IN AND OUT OF OFFICE

(1858-1859)

Sir James Outram and the Mutiny-The East India Company-Defeat of Palmerston-Gladstone's Mission to the Ionian Islands-The Kidderminster Addresses-Retirement from Kidderminster-Lord Stanley's Offer-Friendship of Lord Lansdowne-Elected for Calne-Macaulay and Seward

AFTER the unpleasant ordeal at Kidderminster, Robert Lowe resumed his place at the Board of Trade. So overwhelming was Palmerston's victory at the polls, that he and his colleagues might well have been justified in thinking they would remain in power for some years; but it is always the unexpected that happens. As a matter of fact, they were out of office in less than a year, blown to pieces, as it were, by the explosion of Orsini's bomb in Paris. Before Lord Palmerston's untimely defeat, however, on the Conspiracy to Murder Bill (February 19, 1858), the Government had to face its gravest responsibilities in the suppression of the Mutiny and the re-conquest of India.

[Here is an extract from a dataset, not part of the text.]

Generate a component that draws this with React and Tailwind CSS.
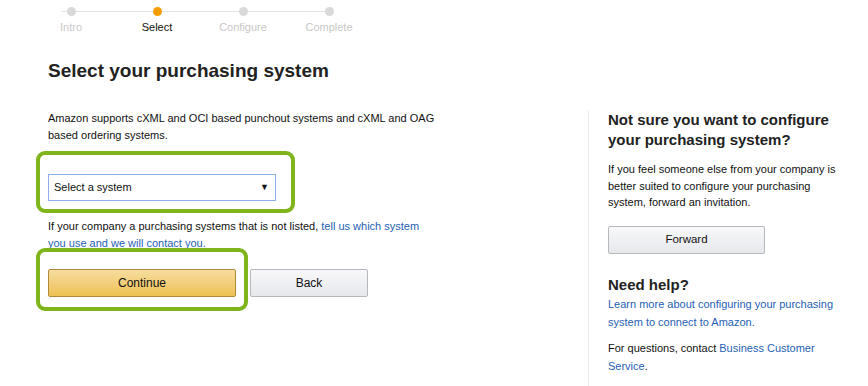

After Lucknow, Sir James Outram could never again be at the mercy of jealous officials and ill-conditioned scribes. Robert Lowe had read the man aright-his deeds, and still more his character, would have inspired the pen of Plutarch. Unfortunately, the correspondence that is known to have passed between Lowe and Outram during the Mutiny cannot be found. One large box containing Sir James Outram's letters of this period was lost and has never been recovered; among them were a number of Lord Sherbrooke's.